Likewise in most cases, one company alone is unlikely to create a scalable circular solution. Take the recycling of tires, which one company may undertake to retain access to certain key materials: while desirable, this action alone isn’t going to be sufficient to prevent significant volumes of waste being transferred to landfill as waste. However, if several companies in a region collaborate, this may make such a venture more impactful. Participation, support and investment from value chain partners and governments will also be necessary to enable the success of such regional schemes.
So What Are the Next Steps?
Looking to the future, we see three potential scenarios which could play out; of which only one is desirable:
- The world prioritises recycling over the production of virgin, primary materials. This increases competition for resources between countries and industries, and concentrates resource potential in those economies best able to adapt, all the while compromising the building of adequate numbers of low carbon technologies required of all net zero targets.
- We see a frenzy of mining to produce the volumes of materials required of all net zero technologies. But this uncompromising approach comes at the expense of people and the planet, as nature and development are marginalised in favour of “mining at any costs”.

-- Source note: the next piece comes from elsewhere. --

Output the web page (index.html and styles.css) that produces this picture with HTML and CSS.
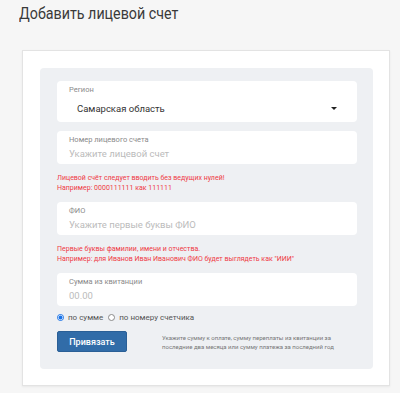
FILE: index.html
```html
<!DOCTYPE html>
<html lang="ru">
<head>
<meta charset="utf-8">
<title>Добавить лицевой счет</title>
<link rel="stylesheet" href="styles.css">
</head>
<body>
<h1 class="title"><span class="title-text">Добавить лицевой счет</span></h1>
<div class="card">
  <form class="panel">
    <div class="field field-select">
      <div class="label">Регион</div>
      <div class="select">
        <span class="select-value">Самарская область</span>
        <span class="caret"></span>
      </div>
    </div>
    <div class="field">
      <div class="label">Номер лицевого счета</div>
      <div class="placeholder">Укажите лицевой счет</div>
    </div>
    <div class="error">Лицевой счёт следует вводить без ведущих нулей!<br>Например: 0000111111 как 111111</div>
    <div class="field">
      <div class="label">ФИО</div>
      <div class="placeholder">Укажите первые буквы ФИО</div>
    </div>
    <div class="error">Первые буквы фамилии, имени и отчества.<br>Например: для Иванов Иван Иванович ФИО будет выглядеть как "ИИИ"</div>
    <div class="field">
      <div class="label">Сумма из квитанции</div>
      <div class="placeholder">00.00</div>
    </div>
    <div class="radios">
      <span class="radio radio-on"></span><span class="radio-text">по сумме</span>
      <span class="radio"></span><span class="radio-text">по номеру счетчика</span>
    </div>
    <div class="actions">
      <button type="button" class="btn">Привязать</button>
      <div class="hint">Укажите сумму к оплате, сумму переплаты из квитанции за<br>последние два месяца или сумму платежа за последний год</div>
    </div>
  </form>
</div>
</body>
</html>
```
FILE: styles.css
```css
html, body {
  margin: 0;
  padding: 0;
}
body {
  background: #f6f6f6;
  font-family: Roboto, "Noto Sans", sans-serif;
  color: #333;
  width: 400px;
  height: 393px;
  overflow: hidden;
}
.title {
  margin: 0;
  padding: 1px 19px 0;
  height: 50px;
  box-sizing: border-box;
  font-family: Roboto, sans-serif;
  font-weight: 400;
  font-size: 17px;
  line-height: 24px;
  color: #3a3a3a;
}
.title-text {
  display: inline-block;
  transform: scaleX(0.84);
  transform-origin: left center;
  white-space: nowrap;
}
.card {
  margin-left: 22px;
  width: 368px;
  box-sizing: border-box;
  background: #fff;
  border: 1px solid #e3e3e3;
  box-shadow: 0 1px 2px rgba(0,0,0,0.06);
  padding: 17px 16px 16px 17px;
}
.panel {
  margin: 0;
  background: #eef0f3;
  border-radius: 4px;
  padding: 13px 16px 17px 17px;
}
.field {
  background: #fff;
  border-radius: 4px;
  padding: 4px 12px 1px;
}
.field + .field {
  margin-top: 9px;
}
.label {
  font-size: 7.5px;
  line-height: 10px;
  color: #8a8a8a;
}
.placeholder {
  font-size: 9.5px;
  line-height: 18px;
  color: #bbbbbb;
}
.select {
  display: flex;
  align-items: center;
  justify-content: space-between;
  height: 26px;
  padding: 0 8px 0 8px;
}
.select-value {
  font-size: 9.5px;
  color: #333;
}
.caret {
  width: 0;
  height: 0;
  border-left: 3px solid transparent;
  border-right: 3px solid transparent;
  border-top: 3px solid #222;
}
.error {
  margin: 9px 0;
  font-size: 7px;
  line-height: 10px;
  color: #ee3a45;
}
.radios {
  display: flex;
  align-items: center;
  height: 12px;
  margin-top: 5px;
  font-size: 8px;
  color: #555;
}
.radio {
  border-radius: 50%;
  border: 1px solid #8a8a8a;
  background: #fff;
  box-sizing: border-box;
  width: 7px;
  height: 7px;
}
.radio-on {
  border-color: #1a73e8;
  background: radial-gradient(circle, #1a73e8 0 1.8px, #fff 2.2px);
}
.radio-text {
  margin: 0 5px 0 4px;
}
.actions {
  display: flex;
  align-items: center;
  margin-top: 8px;
}
.btn {
  width: 70px;
  height: 21px;
  border: 1px solid #2a5f96;
  border-radius: 2px;
  background: #316ca8;
  color: #fff;
  font-family: Roboto, sans-serif;
  font-size: 9px;
  font-weight: 500;
  padding: 0;
}
.hint {
  margin-left: 35px;
  font-size: 6px;
  line-height: 9px;
  color: #777;
}
```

- We responsibly increase the supply of new metals through mining processes that are based on circular principles. These are supplemented by the reuse, remanufacture or recycling of existing materials through mechanisms that value the durability of materials. These, when combined with sustainable consumption habits will allow us to reach net zero while continuing to maximise development potential in resource rich countries.
The only acceptable option is scenario 3; an outcome that is only going to be possible if we develop a clear vision for the circular economy that embraces the inherent value of mining and metals. This vision needs to be designed collaboratively, so that industry, policy makers, financial institutions and the wider metals supply chain can unite behind it.